### THE EXERCISE
Transcribe only the lines from the line with "What Svelte 5" through the line with "</svelte:head>", exactly, counting both of those lines as part of the stretch.

### RAW RECORDS
....................

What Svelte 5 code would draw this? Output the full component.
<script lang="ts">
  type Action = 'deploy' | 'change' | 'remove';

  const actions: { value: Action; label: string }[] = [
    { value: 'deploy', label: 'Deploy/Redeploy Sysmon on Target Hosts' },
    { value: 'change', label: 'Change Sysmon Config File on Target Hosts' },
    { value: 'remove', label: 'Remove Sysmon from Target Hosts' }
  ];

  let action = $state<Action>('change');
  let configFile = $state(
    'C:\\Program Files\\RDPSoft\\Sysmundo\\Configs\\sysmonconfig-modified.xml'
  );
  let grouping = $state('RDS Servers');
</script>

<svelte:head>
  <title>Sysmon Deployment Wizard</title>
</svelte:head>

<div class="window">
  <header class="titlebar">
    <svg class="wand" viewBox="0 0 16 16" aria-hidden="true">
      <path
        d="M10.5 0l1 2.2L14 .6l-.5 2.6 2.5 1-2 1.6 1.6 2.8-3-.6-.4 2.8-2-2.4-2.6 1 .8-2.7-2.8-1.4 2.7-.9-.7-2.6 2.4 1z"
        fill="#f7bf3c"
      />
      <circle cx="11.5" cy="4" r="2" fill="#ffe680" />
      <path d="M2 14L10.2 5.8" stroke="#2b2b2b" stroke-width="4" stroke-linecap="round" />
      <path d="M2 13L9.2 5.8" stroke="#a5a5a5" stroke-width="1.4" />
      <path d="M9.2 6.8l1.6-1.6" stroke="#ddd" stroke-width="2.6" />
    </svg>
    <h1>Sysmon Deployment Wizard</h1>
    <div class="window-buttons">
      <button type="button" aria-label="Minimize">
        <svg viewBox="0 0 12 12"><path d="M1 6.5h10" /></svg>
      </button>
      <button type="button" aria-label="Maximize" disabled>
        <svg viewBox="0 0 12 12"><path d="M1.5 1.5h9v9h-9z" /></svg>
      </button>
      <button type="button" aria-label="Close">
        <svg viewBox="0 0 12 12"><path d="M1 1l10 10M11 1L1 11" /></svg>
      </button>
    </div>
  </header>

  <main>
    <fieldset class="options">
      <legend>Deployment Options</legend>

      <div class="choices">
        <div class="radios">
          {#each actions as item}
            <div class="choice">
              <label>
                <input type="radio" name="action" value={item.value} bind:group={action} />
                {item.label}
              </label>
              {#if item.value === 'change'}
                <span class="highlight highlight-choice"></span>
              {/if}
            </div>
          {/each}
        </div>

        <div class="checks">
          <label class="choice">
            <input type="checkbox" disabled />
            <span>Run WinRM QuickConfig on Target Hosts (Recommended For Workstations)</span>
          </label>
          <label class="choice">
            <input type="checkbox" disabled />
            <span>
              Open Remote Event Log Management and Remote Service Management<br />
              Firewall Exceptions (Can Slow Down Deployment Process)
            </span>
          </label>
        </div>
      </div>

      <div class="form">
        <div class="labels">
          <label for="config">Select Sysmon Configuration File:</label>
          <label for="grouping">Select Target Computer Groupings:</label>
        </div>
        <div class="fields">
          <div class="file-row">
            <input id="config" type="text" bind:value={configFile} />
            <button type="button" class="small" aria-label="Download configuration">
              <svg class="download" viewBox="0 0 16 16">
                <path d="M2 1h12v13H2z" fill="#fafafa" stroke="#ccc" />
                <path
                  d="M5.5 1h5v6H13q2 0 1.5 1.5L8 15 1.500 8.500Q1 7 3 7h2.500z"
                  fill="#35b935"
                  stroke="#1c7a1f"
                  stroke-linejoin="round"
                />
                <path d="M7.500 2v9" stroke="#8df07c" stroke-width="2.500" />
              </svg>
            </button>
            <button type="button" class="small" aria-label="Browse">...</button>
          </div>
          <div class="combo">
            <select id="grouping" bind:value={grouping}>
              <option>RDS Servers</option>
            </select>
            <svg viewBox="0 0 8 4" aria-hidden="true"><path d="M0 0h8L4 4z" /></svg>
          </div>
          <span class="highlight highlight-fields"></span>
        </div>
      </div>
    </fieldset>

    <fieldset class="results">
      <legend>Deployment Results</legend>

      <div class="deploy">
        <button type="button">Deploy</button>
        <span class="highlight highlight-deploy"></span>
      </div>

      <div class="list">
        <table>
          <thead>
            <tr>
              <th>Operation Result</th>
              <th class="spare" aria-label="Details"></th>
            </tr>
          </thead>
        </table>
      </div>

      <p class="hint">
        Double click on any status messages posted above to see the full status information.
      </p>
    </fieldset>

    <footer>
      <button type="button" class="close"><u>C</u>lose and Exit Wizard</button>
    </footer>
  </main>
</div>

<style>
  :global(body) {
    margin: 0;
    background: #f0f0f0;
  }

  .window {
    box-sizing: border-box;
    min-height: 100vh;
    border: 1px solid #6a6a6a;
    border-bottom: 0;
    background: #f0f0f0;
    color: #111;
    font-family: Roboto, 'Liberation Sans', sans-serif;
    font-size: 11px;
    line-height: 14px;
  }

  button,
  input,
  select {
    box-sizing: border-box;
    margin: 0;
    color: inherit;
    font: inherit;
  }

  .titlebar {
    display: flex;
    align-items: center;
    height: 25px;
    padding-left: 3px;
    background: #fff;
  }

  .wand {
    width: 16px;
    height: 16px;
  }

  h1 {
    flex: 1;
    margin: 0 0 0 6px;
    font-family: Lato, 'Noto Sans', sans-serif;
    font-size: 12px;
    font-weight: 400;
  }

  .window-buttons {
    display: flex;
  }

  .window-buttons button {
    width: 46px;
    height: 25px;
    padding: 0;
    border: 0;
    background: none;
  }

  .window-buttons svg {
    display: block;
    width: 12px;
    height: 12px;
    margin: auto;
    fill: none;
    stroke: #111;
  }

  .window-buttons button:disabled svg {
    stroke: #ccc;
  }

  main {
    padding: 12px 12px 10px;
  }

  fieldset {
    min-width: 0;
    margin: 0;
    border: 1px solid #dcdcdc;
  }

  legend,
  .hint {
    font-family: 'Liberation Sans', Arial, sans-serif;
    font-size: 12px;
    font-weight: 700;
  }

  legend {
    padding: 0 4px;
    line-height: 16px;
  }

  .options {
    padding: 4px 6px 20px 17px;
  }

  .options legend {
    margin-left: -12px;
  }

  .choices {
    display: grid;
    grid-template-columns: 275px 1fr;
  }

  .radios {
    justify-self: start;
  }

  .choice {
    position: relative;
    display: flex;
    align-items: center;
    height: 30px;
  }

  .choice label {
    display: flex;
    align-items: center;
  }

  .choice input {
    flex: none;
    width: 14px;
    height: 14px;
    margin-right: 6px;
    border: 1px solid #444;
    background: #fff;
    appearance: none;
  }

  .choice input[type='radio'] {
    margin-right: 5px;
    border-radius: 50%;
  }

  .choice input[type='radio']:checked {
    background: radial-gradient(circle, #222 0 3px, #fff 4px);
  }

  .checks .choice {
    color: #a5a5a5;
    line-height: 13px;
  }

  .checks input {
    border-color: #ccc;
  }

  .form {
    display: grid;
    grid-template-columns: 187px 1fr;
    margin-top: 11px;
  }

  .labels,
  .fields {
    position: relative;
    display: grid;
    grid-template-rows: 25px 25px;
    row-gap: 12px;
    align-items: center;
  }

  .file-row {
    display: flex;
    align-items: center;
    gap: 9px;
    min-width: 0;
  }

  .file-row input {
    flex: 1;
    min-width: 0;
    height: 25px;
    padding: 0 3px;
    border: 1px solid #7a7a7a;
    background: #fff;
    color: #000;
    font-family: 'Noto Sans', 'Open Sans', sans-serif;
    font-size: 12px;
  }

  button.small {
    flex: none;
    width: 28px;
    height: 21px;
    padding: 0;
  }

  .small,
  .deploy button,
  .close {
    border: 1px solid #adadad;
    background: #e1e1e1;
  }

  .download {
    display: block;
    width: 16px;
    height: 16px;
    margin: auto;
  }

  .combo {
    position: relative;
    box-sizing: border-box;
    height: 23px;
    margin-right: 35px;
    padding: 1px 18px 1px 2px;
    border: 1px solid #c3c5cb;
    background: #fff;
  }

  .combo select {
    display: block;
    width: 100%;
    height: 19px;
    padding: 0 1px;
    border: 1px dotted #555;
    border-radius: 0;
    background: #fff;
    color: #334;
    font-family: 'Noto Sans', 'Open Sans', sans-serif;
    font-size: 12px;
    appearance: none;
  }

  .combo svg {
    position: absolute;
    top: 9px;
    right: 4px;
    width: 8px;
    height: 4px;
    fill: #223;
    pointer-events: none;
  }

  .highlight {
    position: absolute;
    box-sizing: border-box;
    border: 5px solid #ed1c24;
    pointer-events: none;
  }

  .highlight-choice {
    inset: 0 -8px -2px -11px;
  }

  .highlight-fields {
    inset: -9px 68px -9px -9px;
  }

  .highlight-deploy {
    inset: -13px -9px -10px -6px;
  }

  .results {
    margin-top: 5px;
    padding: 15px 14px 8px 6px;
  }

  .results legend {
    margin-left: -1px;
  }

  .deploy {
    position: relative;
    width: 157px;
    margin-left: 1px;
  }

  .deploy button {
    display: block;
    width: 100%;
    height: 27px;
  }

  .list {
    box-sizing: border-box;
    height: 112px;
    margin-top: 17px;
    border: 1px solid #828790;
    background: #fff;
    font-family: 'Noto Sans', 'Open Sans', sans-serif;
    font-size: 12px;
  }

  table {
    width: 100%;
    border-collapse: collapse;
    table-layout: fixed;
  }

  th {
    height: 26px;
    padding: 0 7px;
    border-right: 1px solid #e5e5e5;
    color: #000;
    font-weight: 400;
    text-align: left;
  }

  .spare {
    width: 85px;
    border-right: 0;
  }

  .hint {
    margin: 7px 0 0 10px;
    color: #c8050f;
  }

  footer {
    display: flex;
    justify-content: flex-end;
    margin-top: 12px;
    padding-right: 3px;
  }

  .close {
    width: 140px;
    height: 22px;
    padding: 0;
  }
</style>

....................

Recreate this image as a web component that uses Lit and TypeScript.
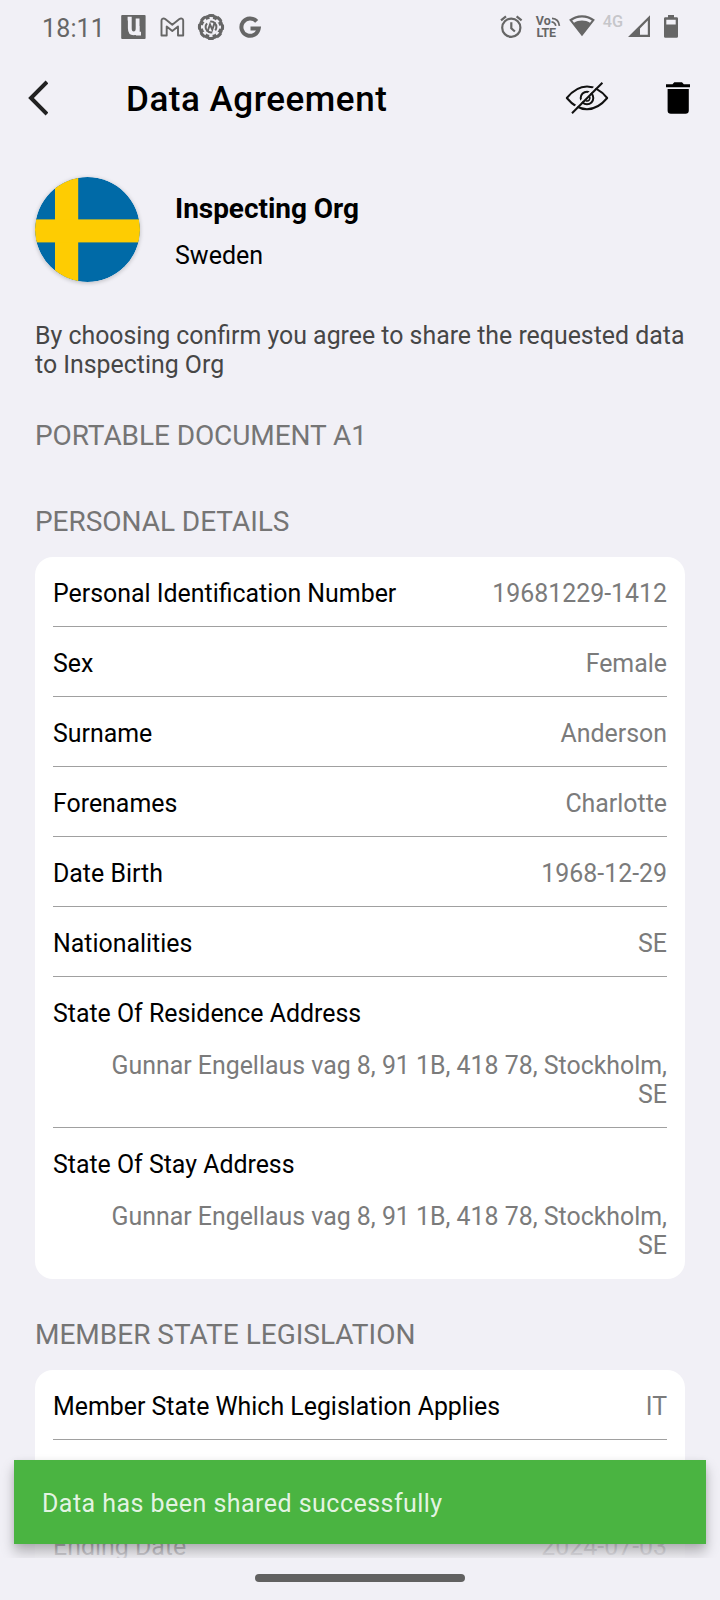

....................

### RESPONSE BELOW
What Svelte 5 code would draw this? Output the full component.
<script lang="ts">
  type Action = 'deploy' | 'change' | 'remove';

  const actions: { value: Action; label: string }[] = [
    { value: 'deploy', label: 'Deploy/Redeploy Sysmon on Target Hosts' },
    { value: 'change', label: 'Change Sysmon Config File on Target Hosts' },
    { value: 'remove', label: 'Remove Sysmon from Target Hosts' }
  ];

  let action = $state<Action>('change');
  let configFile = $state(
    'C:\\Program Files\\RDPSoft\\Sysmundo\\Configs\\sysmonconfig-modified.xml'
  );
  let grouping = $state('RDS Servers');
</script>

<svelte:head>
  <title>Sysmon Deployment Wizard</title>
</svelte:head>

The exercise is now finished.